22. Subsequent event
On 13 December 2007, the board of the Company announced that it was in discussions which could lead to a recommended cash offer being made for the Company. On 17 December 2007, the boards of the Company and Epicor Software Corporation (Epicor) announced that they had reached agreement on the terms of a recommended acquisition of the Company by Epicor whereby shareholders of the Company would receive 38.0 pence in cash per ordinary share. The transaction was to be effected by means of a scheme of arrangement under section 425 of the Companies Act. The terms of the proposal valued the entire issued ordinary share capital of the Company (fully diluted for the exchange of all Exchangeable Shares and the exercise of all in-the-money options under the NSB Share Incentive Schemes) at approximately £160.1 million ($320 million).
Leading up to and as a result of the transaction, the Company incurred advisory and other costs associated with the transaction. Costs incurred during 2007 amounting to $1,710,000 are included in the Consolidated Income Statement under the heading “Operating expenses”.
On 7 February 2008, the boards of Epicor and the Company announced that the scheme of arrangement to effect the recommended cash acquisition of the Company by Epicor had on that date become effective. As a result, the listing of the Company’s shares was cancelled.
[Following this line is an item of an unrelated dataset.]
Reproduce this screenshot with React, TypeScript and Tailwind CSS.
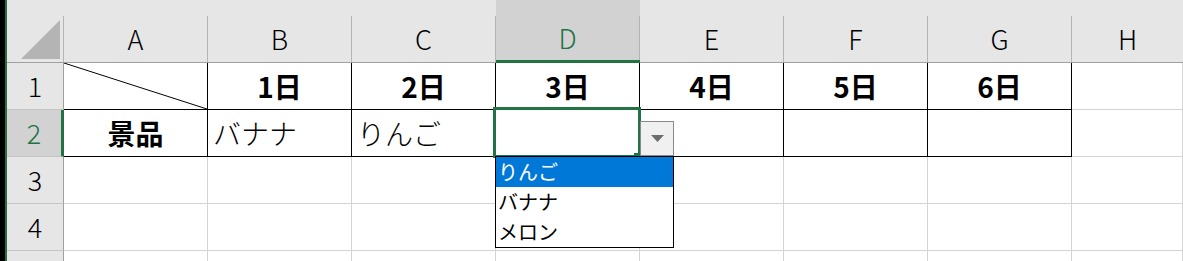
const cols = ['A', 'B', 'C', 'D', 'E', 'F', 'G', 'H']
const days = ['1日', '2日', '3日', '4日', '5日', '6日']
const options = ['りんご', 'バナナ', 'メロン']

const HeaderCell = ({ label, active, last }: { label: string; active?: boolean; last?: boolean }) => (
  <div
    className={
      'flex flex-col ' +
      (active ? 'border-b-[3px] border-[#217346] bg-[#d2d2d2]' : 'border-b border-[#a0a0a0] bg-[#e6e6e6]')
    }
  >
    <div className="h-[16px]" />
    <div
      className={
        'flex flex-1 items-center justify-center text-[27px] font-light ' +
        (last ? '' : 'border-r border-[#b4b4b4] ') +
        (active ? 'text-[#217346]' : 'text-black')
      }
    >
      {label}
    </div>
  </div>
)

const RowHeader = ({ n, active }: { n?: number; active?: boolean }) => (
  <div
    className={
      'flex items-center justify-center border-b border-[#c4c4c4] text-[27px] font-light ' +
      (active
        ? 'border-r-[3px] border-r-[#217346] bg-[#d2d2d2] text-[#217346]'
        : 'border-r border-r-[#a0a0a0] bg-[#e6e6e6] text-black')
    }
  >
    {n}
  </div>
)

const Cell = ({
  table,
  className = '',
  children,
}: {
  table?: boolean
  className?: string
  children?: React.ReactNode
}) => (
  <div
    className={
      'relative flex items-center border-r border-b ' +
      (table ? 'border-black ' : 'border-[#d4d4d4] ') +
      className
    }
  >
    {children}
  </div>
)

const Dropdown = () => (
  <>
    <div className="pointer-events-none absolute -top-[3px] -left-[3px] -right-[2px] -bottom-[2px] border-[3px] border-[#217346]" />
    <div className="absolute -right-[1px] -bottom-[3px] h-[6px] w-[6px] bg-[#217346]" />
    <div className="absolute top-[11px] left-[144px] z-10 flex h-[35px] w-[34px] items-center justify-center border border-[#8a8a8a] bg-[#f0f0f0]">
      <svg width="13" height="7" viewBox="0 0 13 7">
        <path d="M0 0 H13 L6.5 7 Z" fill="#6d6d6d" />
      </svg>
    </div>
    <div className="absolute top-[46px] -left-[1px] z-20 flex h-[92px] w-[179px] flex-col border border-black bg-white">
      {options.map((o, i) => (
        <div
          key={o}
          className={
            'flex h-[30px] items-center pl-[2px] text-[20px] leading-none ' +
            (i === 0 ? 'bg-[#0078d7] text-white' : 'text-black')
          }
        >
          {o}
        </div>
      ))}
    </div>
  </>
)

export default function App() {
  return (
    <div className="flex h-[261px] w-[1183px] overflow-hidden bg-white font-['Noto_Sans_CJK_JP',sans-serif]">
      <div className="w-[5px] shrink-0 bg-black" />
      <div className="w-[2px] shrink-0 bg-[#217346]" />
      <div className="grid flex-1 grid-cols-[57px_repeat(7,144px)_1fr] grid-rows-[63px_repeat(5,47px)]">
        {/* corner */}
        <div className="flex flex-col border-b border-[#a0a0a0] bg-[#e6e6e6]">
          <div className="h-[16px]" />
          <div className="relative flex-1 border-r border-[#b4b4b4]">
            <svg className="absolute top-[4px] left-[14px]" width="40" height="39" viewBox="0 0 40 39">
              <path d="M39 0 V39 H0 Z" fill="#b4b4b4" />
            </svg>
          </div>
        </div>
        {cols.map((c, i) => (
          <HeaderCell key={c} label={c} active={c === 'D'} last={i === cols.length - 1} />
        ))}

        {/* row 1 */}
        <RowHeader n={1} />
        <Cell table>
          <svg className="absolute inset-0 h-full w-full" preserveAspectRatio="none" viewBox="0 0 143 46">
            <line x1="0" y1="0" x2="143" y2="46" stroke="black" strokeWidth="1" />
          </svg>
        </Cell>
        {days.map((d) => (
          <Cell key={d} table className="justify-center text-[28px] font-bold">
            {d}
          </Cell>
        ))}
        <Cell />

        {/* row 2 */}
        <RowHeader n={2} active />
        <Cell table className="justify-center text-[28px] font-bold">
          景品
        </Cell>
        <Cell table className="pl-[5px] text-[28px] font-light">
          バナナ
        </Cell>
        <Cell table className="pl-[5px] text-[28px] font-light">
          りんご
        </Cell>
        <Cell table className="z-10">
          <Dropdown />
        </Cell>
        <Cell table />
        <Cell table />
        <Cell table />
        <Cell />

        {[3, 4, 0].map((n) => (
          <div key={n} className="contents">
            <RowHeader n={n || undefined} />
            {cols.map((c) => (
              <Cell key={c} />
            ))}
          </div>
        ))}
      </div>
    </div>
  )
}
As a result of the Scheme of arrangement becoming effective, in-the-money options and Awards vested and were exercised. As a result of the accelerated vesting, share-based payment expense of $931,000 was incurred subsequent to year end. Also subsequent to year end, the Company incurred costs of approximately $4,763,000 which were contingent upon the Scheme of arrangement becoming effective. These costs include contingent advisory fees as well as bonus payments to employees.